DONALD HAMILTON The Menacers

   This is Number 11 in the long-running Matt Helm series, and while any of them will do, this is a fine example of why Donald Hamilton made a lot of money for Gold Medal books over his long career. Matt (known as Eric to his superiors) is in Mexico for this installment, chasing down rumors of flying saucers, which in 1968 was still a hot topic to build a spy adventure around. (I haven’t heard much about them recently.)

   It seems as though whoever is aboard the saucers has been attacking anyone who comes across them, and with US insignia plastered all over them, they’re (in the process) making it seem as though the US is behind the attacks. Hidden agenda: causing an international (south of the border) crisis.

   Before you start thinking it would make a fine vehicle (hmm) for a Dean Martin movie, well, no. This is serious espionage business, and Hamilton as an author is as hard-boiled as they come. Quoting from page 156:

   … I turned the gun around and shot her. She stared at me, uncomprehending. Then she died and fell back against the right hand door. I thought that was rather nice of her. At least she’d had the decency to stay off the controls.

   There are a number of women in the story, many many different varieties of them, and who this one happens to be, I will leave you to discover. Some of these ladies are good, some are bad, some very bad, and some are in-between. Here’s a description of the first one he encounters, his initial contact in Mexico:

   My contact was there, all right, in the Mazatlán terminal, in her snug white linen pants and her crazy palmleaf hat. She wasn’t exactly what I’d expected. She looked like a kid. I don’t mean the cuddly, blonde, lisping, baby-face type, but the slim, dark, big-eyed, hollow-cheeked kind of young girl who doesn’t seem aware of the fact that’s she’s going to be beautiful some day.

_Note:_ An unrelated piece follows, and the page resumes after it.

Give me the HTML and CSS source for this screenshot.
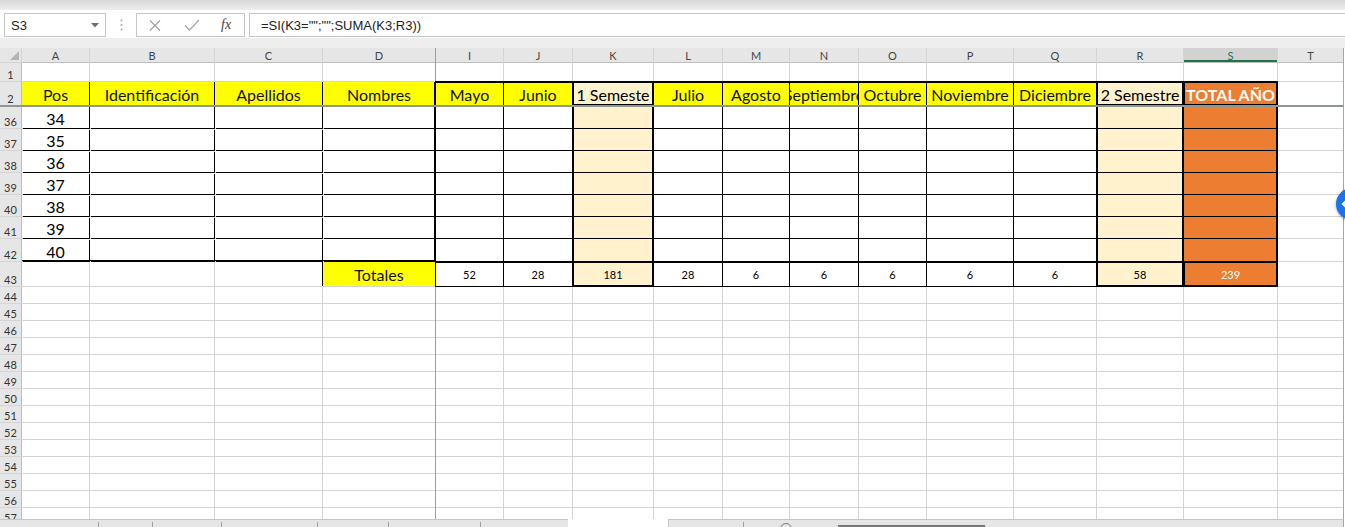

   So, OK, reading a Donald Hamilton book is not like picking up the latest by Le Carré, but you do have to keep thinking, and I mean all of the time. Matt Helm tells the story, but he won’t tell you everything, or at least not right away. He will give you the facts, and it’s up to you to make of them what you will.

   The middle of the this one sags a little, and Hamilton is a little vague about patching a couple of seams together, but the ending certainly makes up for it.